Will you write out the data exactly, excluding every picture?

#### Data shown ####

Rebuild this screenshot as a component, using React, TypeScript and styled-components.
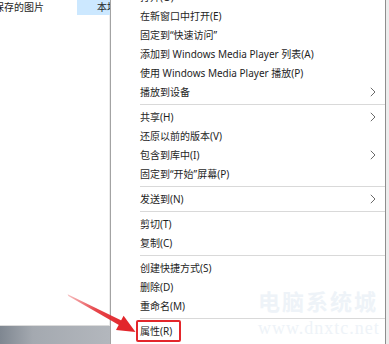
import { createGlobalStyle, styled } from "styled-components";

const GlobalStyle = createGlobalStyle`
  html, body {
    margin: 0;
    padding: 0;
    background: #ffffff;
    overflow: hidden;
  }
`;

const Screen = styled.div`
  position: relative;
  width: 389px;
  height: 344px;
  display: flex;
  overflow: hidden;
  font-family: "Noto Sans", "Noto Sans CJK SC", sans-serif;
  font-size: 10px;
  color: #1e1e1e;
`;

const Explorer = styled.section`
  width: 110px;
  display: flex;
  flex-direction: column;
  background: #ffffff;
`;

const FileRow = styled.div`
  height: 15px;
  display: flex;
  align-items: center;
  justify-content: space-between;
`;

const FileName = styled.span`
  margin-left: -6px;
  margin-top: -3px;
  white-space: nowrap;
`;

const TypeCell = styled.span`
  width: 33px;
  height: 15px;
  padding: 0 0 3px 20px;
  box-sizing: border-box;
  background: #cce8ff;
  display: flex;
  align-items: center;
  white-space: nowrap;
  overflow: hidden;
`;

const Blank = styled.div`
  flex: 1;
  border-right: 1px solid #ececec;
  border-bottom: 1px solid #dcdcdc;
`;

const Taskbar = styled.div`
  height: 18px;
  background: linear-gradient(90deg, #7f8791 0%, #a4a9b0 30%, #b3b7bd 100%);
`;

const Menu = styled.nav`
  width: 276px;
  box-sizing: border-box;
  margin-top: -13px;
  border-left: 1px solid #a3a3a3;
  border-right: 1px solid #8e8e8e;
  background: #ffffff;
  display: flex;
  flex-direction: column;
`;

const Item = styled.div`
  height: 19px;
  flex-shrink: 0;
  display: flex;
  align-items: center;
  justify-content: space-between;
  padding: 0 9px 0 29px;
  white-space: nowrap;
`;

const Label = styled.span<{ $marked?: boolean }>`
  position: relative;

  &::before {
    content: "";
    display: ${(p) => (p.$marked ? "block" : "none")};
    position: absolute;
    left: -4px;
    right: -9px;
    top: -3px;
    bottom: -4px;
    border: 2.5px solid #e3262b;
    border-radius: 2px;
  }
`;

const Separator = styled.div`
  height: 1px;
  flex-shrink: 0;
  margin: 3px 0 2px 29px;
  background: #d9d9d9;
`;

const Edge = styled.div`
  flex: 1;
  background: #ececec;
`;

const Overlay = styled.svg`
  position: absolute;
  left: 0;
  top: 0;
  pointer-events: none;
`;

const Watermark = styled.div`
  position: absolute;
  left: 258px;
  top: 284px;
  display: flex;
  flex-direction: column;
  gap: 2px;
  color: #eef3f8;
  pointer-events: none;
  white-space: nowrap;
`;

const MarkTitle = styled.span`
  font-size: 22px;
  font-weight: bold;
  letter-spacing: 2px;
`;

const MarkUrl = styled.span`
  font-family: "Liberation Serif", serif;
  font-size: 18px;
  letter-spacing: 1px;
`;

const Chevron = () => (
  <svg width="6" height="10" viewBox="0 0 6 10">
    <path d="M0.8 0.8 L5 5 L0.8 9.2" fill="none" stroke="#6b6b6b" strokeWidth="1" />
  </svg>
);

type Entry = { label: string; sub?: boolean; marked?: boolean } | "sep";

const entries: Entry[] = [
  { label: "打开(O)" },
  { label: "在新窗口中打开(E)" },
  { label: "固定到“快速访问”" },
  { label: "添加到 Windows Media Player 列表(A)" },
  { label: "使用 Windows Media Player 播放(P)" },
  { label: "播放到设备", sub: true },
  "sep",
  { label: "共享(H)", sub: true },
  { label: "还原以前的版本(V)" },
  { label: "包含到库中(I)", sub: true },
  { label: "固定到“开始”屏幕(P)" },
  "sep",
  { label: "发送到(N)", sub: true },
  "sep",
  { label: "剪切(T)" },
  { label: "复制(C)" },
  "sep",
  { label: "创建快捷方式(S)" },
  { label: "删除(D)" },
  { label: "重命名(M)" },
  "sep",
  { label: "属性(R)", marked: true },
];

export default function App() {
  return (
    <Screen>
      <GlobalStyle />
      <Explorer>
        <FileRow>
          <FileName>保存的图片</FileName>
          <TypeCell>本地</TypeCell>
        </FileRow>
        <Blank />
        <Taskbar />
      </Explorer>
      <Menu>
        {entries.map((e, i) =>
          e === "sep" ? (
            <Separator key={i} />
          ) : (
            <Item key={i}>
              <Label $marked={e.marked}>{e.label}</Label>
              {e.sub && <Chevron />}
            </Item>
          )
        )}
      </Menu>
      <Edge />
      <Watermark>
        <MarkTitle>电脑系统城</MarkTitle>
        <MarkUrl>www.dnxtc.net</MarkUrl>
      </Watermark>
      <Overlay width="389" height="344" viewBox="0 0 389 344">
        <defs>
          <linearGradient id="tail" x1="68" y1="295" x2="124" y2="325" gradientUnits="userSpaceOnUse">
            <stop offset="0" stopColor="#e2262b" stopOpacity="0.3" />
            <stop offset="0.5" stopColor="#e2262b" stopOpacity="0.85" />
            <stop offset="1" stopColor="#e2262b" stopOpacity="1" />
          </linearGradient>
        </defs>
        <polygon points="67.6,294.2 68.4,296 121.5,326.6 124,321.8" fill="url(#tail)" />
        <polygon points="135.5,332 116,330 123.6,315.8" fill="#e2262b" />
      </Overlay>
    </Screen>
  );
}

####

The result:
Rebuild this screenshot as a component, using React, TypeScript and styled-components.
import { createGlobalStyle, styled } from "styled-components";

const GlobalStyle = createGlobalStyle`
  html, body {
    margin: 0;
    padding: 0;
    background: #ffffff;
    overflow: hidden;
  }
`;

const Screen = styled.div`
  position: relative;
  width: 389px;
  height: 344px;
  display: flex;
  overflow: hidden;
  font-family: "Noto Sans", "Noto Sans CJK SC", sans-serif;
  font-size: 10px;
  color: #1e1e1e;
`;

const Explorer = styled.section`
  width: 110px;
  display: flex;
  flex-direction: column;
  background: #ffffff;
`;

const FileRow = styled.div`
  height: 15px;
  display: flex;
  align-items: center;
  justify-content: space-between;
`;

const FileName = styled.span`
  margin-left: -6px;
  margin-top: -3px;
  white-space: nowrap;
`;

const TypeCell = styled.span`
  width: 33px;
  height: 15px;
  padding: 0 0 3px 20px;
  box-sizing: border-box;
  background: #cce8ff;
  display: flex;
  align-items: center;
  white-space: nowrap;
  overflow: hidden;
`;

const Blank = styled.div`
  flex: 1;
  border-right: 1px solid #ececec;
  border-bottom: 1px solid #dcdcdc;
`;

const Taskbar = styled.div`
  height: 18px;
  background: linear-gradient(90deg, #7f8791 0%, #a4a9b0 30%, #b3b7bd 100%);
`;

const Menu = styled.nav`
  width: 276px;
  box-sizing: border-box;
  margin-top: -13px;
  border-left: 1px solid #a3a3a3;
  border-right: 1px solid #8e8e8e;
  background: #ffffff;
  display: flex;
  flex-direction: column;
`;

const Item = styled.div`
  height: 19px;
  flex-shrink: 0;
  display: flex;
  align-items: center;
  justify-content: space-between;
  padding: 0 9px 0 29px;
  white-space: nowrap;
`;

const Label = styled.span<{ $marked?: boolean }>`
  position: relative;

  &::before {
    content: "";
    display: ${(p) => (p.$marked ? "block" : "none")};
    position: absolute;
    left: -4px;
    right: -9px;
    top: -3px;
    bottom: -4px;
    border: 2.5px solid #e3262b;
    border-radius: 2px;
  }
`;

const Separator = styled.div`
  height: 1px;
  flex-shrink: 0;
  margin: 3px 0 2px 29px;
  background: #d9d9d9;
`;

const Edge = styled.div`
  flex: 1;
  background: #ececec;
`;

const Overlay = styled.svg`
  position: absolute;
  left: 0;
  top: 0;
  pointer-events: none;
`;

const Watermark = styled.div`
  position: absolute;
  left: 258px;
  top: 284px;
  display: flex;
  flex-direction: column;
  gap: 2px;
  color: #eef3f8;
  pointer-events: none;
  white-space: nowrap;
`;

const MarkTitle = styled.span`
  font-size: 22px;
  font-weight: bold;
  letter-spacing: 2px;
`;

const MarkUrl = styled.span`
  font-family: "Liberation Serif", serif;
  font-size: 18px;
  letter-spacing: 1px;
`;

const Chevron = () => (
  <svg width="6" height="10" viewBox="0 0 6 10">
    <path d="M0.8 0.8 L5 5 L0.8 9.2" fill="none" stroke="#6b6b6b" strokeWidth="1" />
  </svg>
);

type Entry = { label: string; sub?: boolean; marked?: boolean } | "sep";

const entries: Entry[] = [
  { label: "打开(O)" },
  { label: "在新窗口中打开(E)" },
  { label: "固定到“快速访问”" },
  { label: "添加到 Windows Media Player 列表(A)" },
  { label: "使用 Windows Media Player 播放(P)" },
  { label: "播放到设备", sub: true },
  "sep",
  { label: "共享(H)", sub: true },
  { label: "还原以前的版本(V)" },
  { label: "包含到库中(I)", sub: true },
  { label: "固定到“开始”屏幕(P)" },
  "sep",
  { label: "发送到(N)", sub: true },
  "sep",
  { label: "剪切(T)" },
  { label: "复制(C)" },
  "sep",
  { label: "创建快捷方式(S)" },
  { label: "删除(D)" },
  { label: "重命名(M)" },
  "sep",
  { label: "属性(R)", marked: true },
];

export default function App() {
  return (
    <Screen>
      <GlobalStyle />
      <Explorer>
        <FileRow>
          <FileName>保存的图片</FileName>
          <TypeCell>本地</TypeCell>
        </FileRow>
        <Blank />
        <Taskbar />
      </Explorer>
      <Menu>
        {entries.map((e, i) =>
          e === "sep" ? (
            <Separator key={i} />
          ) : (
            <Item key={i}>
              <Label $marked={e.marked}>{e.label}</Label>
              {e.sub && <Chevron />}
            </Item>
          )
        )}
      </Menu>
      <Edge />
      <Watermark>
        <MarkTitle>电脑系统城</MarkTitle>
        <MarkUrl>www.dnxtc.net</MarkUrl>
      </Watermark>
      <Overlay width="389" height="344" viewBox="0 0 389 344">
        <defs>
          <linearGradient id="tail" x1="68" y1="295" x2="124" y2="325" gradientUnits="userSpaceOnUse">
            <stop offset="0" stopColor="#e2262b" stopOpacity="0.3" />
            <stop offset="0.5" stopColor="#e2262b" stopOpacity="0.85" />
            <stop offset="1" stopColor="#e2262b" stopOpacity="1" />
          </linearGradient>
        </defs>
        <polygon points="67.6,294.2 68.4,296 121.5,326.6 124,321.8" fill="url(#tail)" />
        <polygon points="135.5,332 116,330 123.6,315.8" fill="#e2262b" />
      </Overlay>
    </Screen>
  );
}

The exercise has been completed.